Directions.
In the data, extract each line that holds the string "components".

Raw records:
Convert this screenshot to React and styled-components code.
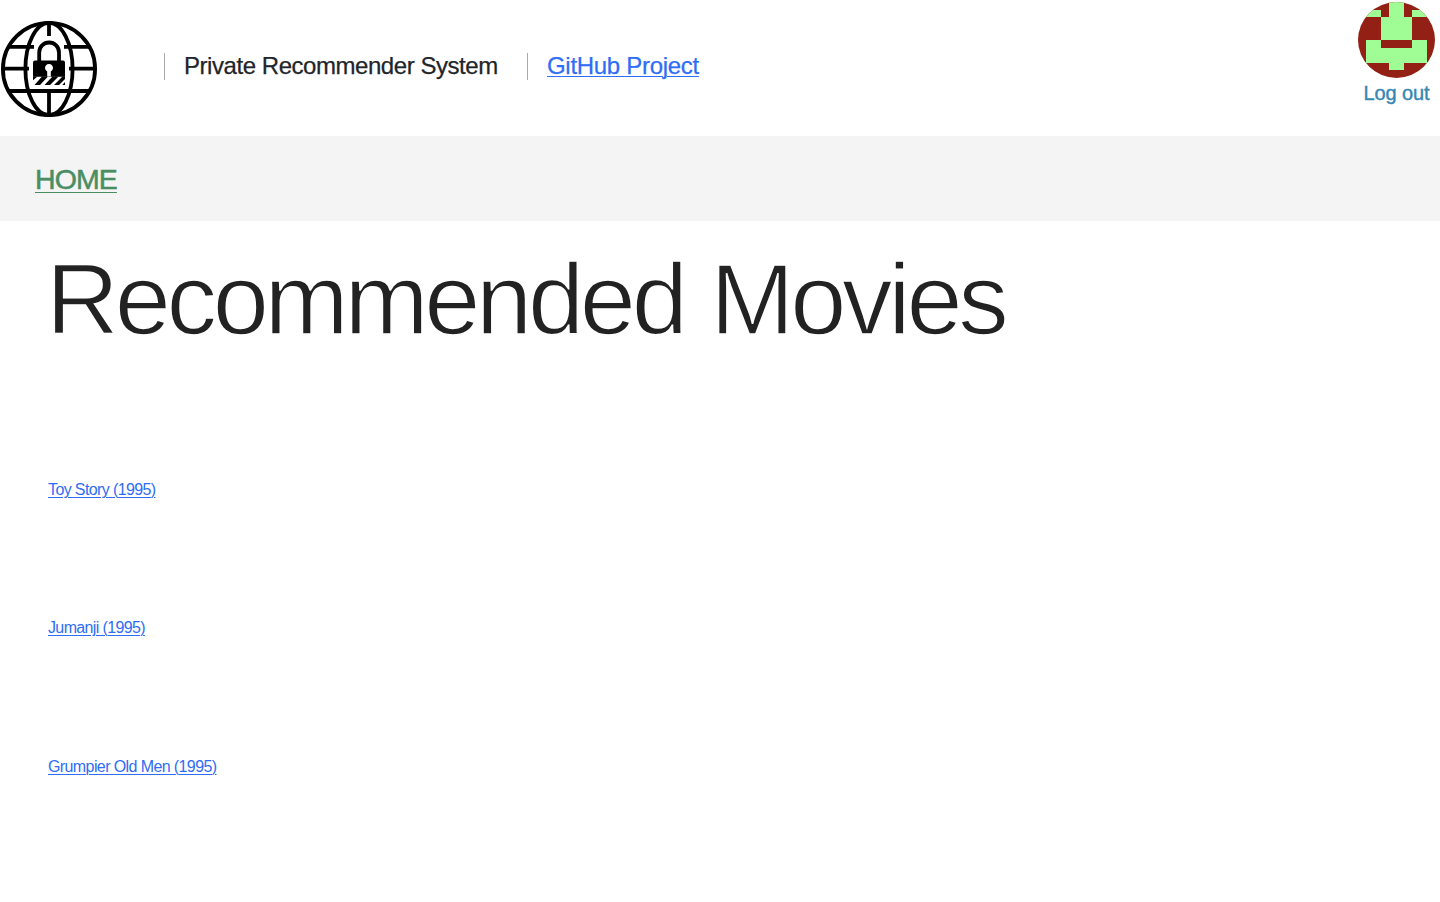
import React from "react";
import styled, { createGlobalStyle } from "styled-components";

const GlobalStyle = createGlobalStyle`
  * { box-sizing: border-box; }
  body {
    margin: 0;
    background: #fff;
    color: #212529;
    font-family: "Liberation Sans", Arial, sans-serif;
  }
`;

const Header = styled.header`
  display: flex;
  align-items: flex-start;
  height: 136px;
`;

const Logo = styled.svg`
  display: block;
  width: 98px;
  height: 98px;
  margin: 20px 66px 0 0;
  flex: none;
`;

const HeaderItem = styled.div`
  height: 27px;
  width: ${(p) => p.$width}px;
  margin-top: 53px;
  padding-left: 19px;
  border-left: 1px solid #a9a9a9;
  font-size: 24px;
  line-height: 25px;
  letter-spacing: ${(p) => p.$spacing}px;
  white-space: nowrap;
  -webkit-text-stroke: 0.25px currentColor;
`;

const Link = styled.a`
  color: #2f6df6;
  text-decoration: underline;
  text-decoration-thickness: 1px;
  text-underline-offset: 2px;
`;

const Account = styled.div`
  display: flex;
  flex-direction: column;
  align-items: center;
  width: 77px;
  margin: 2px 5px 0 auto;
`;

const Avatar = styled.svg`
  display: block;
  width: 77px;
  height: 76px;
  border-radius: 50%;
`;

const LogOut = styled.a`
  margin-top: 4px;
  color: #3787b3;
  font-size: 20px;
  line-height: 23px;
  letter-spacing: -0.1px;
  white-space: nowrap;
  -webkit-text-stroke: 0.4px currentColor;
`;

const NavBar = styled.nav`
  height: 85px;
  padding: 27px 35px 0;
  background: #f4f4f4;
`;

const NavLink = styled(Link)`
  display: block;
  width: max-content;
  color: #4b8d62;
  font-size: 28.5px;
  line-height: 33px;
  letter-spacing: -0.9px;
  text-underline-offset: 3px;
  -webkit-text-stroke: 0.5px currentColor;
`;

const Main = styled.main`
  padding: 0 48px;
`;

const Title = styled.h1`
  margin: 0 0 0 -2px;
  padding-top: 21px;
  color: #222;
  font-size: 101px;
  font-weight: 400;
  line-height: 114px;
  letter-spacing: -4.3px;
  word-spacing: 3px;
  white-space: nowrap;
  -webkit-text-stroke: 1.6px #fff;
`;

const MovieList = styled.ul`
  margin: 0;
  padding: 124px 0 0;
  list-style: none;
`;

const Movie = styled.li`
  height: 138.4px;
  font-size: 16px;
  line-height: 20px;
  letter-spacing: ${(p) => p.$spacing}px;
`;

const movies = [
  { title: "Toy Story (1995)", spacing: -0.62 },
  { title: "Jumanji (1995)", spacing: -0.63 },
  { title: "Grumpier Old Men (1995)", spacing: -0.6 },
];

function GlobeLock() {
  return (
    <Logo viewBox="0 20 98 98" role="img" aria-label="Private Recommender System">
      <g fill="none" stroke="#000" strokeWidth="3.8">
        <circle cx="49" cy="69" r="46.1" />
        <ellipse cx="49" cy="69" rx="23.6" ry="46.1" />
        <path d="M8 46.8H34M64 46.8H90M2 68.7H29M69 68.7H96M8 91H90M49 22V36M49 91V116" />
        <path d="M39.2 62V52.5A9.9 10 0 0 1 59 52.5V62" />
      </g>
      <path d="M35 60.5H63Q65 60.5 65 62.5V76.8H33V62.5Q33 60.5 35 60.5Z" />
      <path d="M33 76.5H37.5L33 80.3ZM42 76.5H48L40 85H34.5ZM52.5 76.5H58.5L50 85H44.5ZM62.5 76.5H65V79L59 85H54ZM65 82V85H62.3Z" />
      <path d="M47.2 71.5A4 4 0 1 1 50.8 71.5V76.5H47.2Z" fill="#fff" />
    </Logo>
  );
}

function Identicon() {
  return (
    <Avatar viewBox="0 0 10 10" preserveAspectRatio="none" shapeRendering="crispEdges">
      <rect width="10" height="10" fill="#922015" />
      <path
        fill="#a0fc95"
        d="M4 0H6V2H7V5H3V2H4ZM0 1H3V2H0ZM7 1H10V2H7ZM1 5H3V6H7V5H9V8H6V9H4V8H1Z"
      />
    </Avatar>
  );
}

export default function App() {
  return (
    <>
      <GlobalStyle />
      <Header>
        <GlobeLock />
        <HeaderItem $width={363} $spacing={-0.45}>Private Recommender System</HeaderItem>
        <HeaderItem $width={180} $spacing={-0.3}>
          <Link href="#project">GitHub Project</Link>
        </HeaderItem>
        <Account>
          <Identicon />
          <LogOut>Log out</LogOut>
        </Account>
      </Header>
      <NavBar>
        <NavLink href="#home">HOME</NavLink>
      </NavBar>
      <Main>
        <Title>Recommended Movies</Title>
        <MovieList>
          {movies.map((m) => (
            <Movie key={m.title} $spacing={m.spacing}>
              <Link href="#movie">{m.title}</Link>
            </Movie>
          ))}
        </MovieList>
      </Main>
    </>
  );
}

==

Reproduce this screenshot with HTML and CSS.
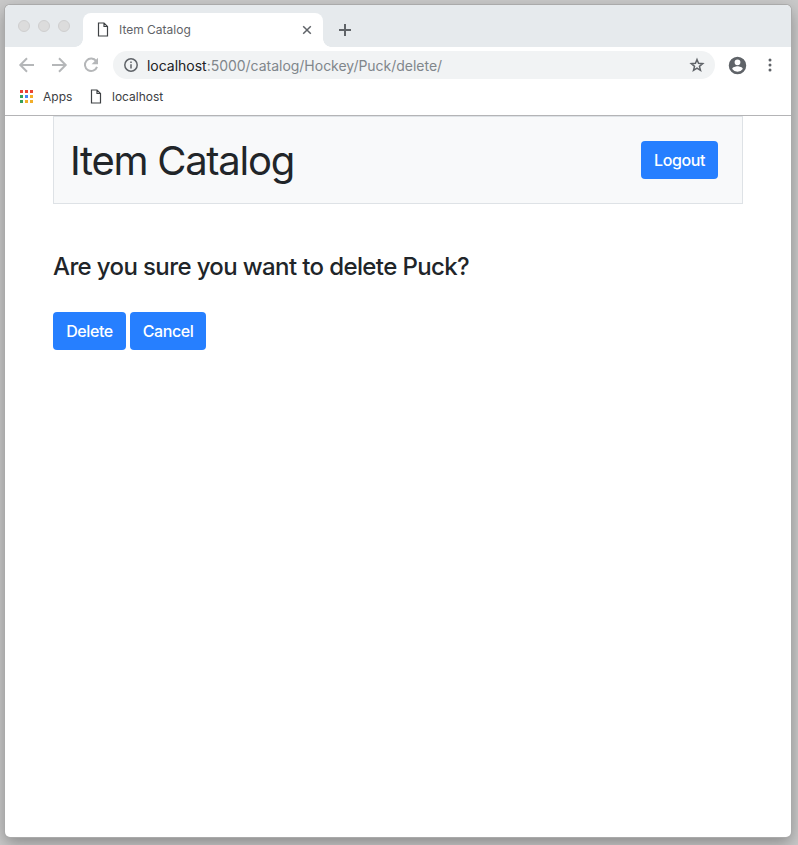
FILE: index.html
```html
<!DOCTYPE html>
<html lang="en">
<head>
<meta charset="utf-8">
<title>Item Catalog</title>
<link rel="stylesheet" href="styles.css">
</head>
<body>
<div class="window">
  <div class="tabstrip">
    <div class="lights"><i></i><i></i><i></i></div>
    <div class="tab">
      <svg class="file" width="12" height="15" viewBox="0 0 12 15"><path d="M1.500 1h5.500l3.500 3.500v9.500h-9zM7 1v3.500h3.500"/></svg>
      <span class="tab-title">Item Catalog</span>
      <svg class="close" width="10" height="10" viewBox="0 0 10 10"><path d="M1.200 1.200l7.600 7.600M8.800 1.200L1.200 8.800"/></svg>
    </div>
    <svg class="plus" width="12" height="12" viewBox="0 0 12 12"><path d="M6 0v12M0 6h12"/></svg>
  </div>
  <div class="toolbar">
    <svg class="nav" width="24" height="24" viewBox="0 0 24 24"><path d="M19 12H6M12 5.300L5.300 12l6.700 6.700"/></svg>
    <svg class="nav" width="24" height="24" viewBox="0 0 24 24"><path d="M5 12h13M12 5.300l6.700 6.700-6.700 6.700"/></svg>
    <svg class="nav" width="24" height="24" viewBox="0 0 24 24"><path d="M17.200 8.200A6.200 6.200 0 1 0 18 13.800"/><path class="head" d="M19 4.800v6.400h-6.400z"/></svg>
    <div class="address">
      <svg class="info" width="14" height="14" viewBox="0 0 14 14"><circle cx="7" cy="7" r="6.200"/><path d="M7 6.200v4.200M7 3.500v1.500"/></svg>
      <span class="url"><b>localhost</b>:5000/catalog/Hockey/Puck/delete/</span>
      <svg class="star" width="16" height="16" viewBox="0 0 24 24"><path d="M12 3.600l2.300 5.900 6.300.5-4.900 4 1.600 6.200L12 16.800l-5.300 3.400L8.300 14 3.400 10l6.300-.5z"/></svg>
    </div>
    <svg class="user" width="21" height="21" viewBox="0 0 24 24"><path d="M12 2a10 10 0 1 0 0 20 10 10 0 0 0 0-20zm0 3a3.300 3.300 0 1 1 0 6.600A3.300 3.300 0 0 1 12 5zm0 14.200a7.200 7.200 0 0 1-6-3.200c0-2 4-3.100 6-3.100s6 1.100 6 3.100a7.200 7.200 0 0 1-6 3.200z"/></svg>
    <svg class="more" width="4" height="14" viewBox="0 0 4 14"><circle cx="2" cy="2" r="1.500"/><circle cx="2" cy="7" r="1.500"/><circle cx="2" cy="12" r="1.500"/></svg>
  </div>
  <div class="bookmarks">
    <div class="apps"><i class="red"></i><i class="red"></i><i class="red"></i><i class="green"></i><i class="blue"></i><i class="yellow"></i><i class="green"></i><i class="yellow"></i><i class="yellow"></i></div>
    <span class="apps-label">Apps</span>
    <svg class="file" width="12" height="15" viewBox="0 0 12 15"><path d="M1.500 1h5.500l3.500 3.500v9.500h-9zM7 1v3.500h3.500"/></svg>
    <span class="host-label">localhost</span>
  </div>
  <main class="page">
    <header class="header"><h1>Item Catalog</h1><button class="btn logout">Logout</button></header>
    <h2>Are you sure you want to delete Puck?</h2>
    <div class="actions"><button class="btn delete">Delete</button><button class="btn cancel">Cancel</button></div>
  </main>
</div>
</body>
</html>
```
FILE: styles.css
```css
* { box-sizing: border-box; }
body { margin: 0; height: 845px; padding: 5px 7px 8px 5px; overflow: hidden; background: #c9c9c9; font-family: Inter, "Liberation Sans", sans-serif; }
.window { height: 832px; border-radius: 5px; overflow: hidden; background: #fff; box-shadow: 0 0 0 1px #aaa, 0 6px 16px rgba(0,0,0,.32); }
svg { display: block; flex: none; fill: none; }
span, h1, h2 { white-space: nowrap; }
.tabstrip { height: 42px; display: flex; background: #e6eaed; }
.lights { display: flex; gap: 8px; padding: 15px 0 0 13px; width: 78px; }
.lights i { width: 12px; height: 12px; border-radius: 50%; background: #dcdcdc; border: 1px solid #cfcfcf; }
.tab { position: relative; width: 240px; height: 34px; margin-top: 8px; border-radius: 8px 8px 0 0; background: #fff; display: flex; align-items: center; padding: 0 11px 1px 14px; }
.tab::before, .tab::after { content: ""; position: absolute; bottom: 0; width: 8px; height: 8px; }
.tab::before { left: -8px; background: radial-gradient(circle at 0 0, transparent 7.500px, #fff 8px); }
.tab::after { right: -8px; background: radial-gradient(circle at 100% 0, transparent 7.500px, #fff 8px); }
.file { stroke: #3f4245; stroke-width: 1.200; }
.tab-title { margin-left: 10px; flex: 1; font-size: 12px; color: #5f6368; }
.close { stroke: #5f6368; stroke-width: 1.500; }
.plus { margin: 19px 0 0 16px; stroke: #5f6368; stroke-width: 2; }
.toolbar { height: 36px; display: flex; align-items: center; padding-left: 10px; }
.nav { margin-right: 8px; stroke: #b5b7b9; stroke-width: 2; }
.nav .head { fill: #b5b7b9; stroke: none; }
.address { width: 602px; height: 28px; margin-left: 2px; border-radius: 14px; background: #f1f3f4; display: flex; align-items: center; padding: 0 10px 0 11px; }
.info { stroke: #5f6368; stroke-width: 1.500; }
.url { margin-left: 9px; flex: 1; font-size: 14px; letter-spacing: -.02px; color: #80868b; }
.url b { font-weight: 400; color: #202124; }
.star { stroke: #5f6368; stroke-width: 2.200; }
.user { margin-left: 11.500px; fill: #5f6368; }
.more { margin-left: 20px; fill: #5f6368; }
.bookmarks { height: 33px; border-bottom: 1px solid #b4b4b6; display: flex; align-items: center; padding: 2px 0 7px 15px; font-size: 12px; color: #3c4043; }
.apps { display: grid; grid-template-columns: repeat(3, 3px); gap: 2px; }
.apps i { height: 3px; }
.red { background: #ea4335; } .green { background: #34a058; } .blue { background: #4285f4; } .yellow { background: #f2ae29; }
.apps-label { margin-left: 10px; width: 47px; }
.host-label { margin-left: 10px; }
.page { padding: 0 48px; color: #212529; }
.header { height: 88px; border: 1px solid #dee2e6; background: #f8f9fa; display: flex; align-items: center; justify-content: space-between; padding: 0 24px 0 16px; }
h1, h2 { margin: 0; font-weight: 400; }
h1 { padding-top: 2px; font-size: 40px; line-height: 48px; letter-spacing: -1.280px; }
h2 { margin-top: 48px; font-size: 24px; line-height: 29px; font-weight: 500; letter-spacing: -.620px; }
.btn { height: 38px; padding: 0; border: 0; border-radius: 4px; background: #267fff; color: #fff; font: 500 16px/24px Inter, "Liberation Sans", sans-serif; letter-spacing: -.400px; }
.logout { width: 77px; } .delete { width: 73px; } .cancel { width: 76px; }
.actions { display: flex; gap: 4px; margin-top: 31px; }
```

--

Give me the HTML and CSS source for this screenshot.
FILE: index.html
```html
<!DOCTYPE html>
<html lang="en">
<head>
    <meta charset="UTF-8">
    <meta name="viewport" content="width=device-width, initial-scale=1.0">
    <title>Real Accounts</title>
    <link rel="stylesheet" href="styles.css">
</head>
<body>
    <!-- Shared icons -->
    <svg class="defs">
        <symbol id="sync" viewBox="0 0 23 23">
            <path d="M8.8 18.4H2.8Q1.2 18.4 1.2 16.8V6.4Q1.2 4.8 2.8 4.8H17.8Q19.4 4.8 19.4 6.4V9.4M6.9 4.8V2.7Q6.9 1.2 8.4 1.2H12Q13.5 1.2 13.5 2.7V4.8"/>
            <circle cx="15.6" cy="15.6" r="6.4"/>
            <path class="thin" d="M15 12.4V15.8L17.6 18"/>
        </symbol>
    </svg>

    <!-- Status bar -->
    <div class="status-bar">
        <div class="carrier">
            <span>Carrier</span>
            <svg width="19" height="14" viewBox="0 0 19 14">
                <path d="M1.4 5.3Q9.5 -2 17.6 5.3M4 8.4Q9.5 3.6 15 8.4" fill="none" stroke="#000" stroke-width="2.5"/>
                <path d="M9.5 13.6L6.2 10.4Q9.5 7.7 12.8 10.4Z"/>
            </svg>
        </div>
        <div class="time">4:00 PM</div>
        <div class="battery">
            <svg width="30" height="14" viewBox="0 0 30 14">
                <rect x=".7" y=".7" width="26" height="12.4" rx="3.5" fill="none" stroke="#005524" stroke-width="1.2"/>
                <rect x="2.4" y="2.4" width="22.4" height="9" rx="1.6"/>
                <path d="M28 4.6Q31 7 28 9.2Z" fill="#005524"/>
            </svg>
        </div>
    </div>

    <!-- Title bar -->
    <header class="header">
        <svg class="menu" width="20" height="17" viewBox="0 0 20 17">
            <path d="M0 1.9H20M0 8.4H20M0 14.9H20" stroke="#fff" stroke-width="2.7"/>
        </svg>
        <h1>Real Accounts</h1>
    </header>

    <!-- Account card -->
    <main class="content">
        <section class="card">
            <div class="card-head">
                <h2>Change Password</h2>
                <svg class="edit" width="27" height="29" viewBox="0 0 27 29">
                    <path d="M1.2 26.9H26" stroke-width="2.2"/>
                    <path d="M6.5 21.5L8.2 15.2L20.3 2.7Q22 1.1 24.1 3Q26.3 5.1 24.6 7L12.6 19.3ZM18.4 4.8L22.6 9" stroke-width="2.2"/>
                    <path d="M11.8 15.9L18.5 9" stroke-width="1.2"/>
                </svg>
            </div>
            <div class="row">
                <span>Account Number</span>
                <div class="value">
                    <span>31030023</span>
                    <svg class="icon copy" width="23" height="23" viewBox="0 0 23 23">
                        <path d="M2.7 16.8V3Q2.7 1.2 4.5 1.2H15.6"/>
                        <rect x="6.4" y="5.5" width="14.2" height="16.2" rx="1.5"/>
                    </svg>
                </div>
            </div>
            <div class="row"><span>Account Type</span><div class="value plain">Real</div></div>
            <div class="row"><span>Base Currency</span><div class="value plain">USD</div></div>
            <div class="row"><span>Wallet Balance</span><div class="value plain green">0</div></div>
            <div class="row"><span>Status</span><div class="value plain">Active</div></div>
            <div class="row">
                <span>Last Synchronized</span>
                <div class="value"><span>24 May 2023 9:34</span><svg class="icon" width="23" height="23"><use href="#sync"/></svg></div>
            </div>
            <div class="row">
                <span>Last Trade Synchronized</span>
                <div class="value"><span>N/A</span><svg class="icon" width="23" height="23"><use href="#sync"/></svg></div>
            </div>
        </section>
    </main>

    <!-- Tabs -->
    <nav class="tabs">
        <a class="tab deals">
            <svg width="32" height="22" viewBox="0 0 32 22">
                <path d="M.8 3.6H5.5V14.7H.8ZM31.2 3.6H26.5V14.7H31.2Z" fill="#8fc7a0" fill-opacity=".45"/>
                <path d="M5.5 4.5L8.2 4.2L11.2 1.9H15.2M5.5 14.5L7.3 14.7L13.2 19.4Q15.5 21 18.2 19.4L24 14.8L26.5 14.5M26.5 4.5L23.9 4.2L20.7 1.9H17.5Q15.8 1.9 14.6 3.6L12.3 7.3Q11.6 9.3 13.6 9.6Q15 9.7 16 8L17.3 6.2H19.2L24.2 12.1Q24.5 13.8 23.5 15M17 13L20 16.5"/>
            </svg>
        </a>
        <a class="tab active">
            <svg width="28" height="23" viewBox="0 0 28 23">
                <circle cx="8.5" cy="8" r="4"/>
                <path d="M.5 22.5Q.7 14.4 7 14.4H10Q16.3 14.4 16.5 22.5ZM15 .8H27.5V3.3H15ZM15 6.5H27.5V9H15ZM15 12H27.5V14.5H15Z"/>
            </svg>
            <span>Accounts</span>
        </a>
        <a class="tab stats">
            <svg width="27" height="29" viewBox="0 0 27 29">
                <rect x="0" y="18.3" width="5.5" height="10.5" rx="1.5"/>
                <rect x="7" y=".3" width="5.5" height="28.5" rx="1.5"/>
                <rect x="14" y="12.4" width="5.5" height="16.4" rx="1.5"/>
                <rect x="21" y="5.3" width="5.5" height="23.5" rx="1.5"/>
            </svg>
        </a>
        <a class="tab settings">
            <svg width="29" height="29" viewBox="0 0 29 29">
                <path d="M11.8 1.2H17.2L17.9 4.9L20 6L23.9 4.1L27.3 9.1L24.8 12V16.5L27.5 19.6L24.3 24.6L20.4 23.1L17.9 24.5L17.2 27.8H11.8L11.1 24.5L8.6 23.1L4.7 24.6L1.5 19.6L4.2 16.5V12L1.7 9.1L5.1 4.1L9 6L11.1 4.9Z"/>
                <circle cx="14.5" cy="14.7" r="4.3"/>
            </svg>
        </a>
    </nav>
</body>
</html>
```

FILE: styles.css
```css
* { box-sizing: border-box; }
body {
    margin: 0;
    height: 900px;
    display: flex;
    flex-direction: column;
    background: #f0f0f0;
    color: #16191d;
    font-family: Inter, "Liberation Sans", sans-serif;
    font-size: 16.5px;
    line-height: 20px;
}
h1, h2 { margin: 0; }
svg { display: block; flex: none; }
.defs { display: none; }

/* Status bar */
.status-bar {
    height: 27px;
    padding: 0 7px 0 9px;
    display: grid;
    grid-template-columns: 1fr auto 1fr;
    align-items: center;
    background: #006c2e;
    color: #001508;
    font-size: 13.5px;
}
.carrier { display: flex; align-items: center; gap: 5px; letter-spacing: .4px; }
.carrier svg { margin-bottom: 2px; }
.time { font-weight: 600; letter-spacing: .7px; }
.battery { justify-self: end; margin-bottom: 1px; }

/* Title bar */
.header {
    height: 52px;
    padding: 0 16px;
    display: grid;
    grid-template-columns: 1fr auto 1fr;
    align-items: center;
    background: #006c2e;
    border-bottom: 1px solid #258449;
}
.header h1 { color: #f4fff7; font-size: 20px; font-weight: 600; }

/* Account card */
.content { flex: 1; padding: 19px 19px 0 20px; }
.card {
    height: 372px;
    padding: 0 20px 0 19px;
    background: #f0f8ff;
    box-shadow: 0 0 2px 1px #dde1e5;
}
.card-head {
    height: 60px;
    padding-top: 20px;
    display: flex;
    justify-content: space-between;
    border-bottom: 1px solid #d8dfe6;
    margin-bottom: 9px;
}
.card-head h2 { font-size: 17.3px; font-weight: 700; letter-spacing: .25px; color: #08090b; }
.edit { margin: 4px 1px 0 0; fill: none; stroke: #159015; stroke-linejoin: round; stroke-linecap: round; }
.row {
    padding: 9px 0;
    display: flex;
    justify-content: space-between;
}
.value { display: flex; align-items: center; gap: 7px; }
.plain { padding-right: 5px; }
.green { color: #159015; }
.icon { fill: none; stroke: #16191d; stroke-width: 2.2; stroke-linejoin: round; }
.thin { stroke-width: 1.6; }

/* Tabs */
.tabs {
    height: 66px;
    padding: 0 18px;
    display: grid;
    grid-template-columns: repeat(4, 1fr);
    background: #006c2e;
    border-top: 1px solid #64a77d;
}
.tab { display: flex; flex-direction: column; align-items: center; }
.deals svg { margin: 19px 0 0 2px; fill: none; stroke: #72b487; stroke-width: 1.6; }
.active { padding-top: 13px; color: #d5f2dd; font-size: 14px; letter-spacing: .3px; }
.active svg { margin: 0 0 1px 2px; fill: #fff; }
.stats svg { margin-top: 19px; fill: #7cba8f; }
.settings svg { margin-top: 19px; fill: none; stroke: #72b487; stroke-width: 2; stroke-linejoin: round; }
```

Written response.
Convert this screenshot to React and styled-components code.
import styled, { createGlobalStyle } from "styled-components";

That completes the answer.